Task brief
Quote, with no changes, the lines that run from the top of the material to the line with "const [newPwd, setNewPwd] = useState('');", both included.

Collected data
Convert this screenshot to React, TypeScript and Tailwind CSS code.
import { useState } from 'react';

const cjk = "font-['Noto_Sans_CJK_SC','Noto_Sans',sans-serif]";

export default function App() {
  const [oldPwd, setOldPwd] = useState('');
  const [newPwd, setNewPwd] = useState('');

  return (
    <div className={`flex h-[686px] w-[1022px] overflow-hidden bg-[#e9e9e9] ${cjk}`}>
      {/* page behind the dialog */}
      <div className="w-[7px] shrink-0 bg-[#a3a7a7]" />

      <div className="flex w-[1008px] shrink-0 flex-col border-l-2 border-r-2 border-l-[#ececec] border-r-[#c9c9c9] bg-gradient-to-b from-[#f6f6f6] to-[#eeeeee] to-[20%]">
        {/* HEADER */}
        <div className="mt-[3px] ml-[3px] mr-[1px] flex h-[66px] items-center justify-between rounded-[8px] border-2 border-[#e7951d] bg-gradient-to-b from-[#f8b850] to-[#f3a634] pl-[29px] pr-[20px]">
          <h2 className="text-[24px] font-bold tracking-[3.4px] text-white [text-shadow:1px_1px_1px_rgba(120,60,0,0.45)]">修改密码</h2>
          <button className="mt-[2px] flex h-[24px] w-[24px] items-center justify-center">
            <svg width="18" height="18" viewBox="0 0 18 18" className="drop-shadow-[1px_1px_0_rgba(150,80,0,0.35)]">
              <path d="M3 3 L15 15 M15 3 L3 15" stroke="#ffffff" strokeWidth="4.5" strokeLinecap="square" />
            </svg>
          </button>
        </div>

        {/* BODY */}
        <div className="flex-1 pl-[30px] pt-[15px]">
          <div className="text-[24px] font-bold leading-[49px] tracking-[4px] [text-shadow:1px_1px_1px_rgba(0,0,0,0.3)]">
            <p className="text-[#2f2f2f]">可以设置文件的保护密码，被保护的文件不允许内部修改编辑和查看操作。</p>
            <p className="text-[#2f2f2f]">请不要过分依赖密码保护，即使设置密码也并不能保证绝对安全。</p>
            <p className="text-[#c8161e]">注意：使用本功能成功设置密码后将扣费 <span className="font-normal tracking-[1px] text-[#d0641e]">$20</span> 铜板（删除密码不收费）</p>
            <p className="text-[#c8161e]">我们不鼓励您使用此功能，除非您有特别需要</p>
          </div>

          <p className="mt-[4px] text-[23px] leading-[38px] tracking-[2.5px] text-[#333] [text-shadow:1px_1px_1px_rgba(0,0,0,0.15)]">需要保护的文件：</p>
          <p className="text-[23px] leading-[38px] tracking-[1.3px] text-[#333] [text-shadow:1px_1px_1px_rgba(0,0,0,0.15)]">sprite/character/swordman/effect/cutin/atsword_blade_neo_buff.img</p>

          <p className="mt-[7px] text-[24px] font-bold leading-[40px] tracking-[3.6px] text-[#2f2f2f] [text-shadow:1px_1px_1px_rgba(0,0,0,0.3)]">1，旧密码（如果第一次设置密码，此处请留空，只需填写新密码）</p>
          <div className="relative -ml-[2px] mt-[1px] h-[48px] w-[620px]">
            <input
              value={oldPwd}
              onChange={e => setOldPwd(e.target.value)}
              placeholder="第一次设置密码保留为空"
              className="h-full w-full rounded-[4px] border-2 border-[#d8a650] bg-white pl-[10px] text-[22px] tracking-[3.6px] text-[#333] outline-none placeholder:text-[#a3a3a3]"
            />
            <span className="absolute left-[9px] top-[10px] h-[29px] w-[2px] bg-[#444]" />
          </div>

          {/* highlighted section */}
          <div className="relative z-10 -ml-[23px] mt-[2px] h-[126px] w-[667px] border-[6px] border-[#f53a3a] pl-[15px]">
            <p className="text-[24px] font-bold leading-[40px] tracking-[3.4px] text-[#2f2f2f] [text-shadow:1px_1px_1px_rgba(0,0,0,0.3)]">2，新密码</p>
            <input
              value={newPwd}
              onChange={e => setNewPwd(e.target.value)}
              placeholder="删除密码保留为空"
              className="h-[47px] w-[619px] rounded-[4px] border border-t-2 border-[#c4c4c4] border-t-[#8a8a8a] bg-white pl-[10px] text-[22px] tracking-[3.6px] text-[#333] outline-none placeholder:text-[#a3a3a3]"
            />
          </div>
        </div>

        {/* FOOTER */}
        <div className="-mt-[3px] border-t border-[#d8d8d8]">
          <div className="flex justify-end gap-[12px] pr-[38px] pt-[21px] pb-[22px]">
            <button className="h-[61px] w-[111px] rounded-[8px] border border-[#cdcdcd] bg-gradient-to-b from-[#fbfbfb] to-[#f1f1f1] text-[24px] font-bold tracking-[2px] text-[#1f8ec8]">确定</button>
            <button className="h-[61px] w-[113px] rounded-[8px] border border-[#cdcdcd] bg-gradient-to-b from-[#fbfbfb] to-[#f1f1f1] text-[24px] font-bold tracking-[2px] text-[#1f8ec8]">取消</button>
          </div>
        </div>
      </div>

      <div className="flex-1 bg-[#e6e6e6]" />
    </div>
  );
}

Complete answer
Convert this screenshot to React, TypeScript and Tailwind CSS code.
import { useState } from 'react';

const cjk = "font-['Noto_Sans_CJK_SC','Noto_Sans',sans-serif]";

export default function App() {
  const [oldPwd, setOldPwd] = useState('');
  const [newPwd, setNewPwd] = useState('');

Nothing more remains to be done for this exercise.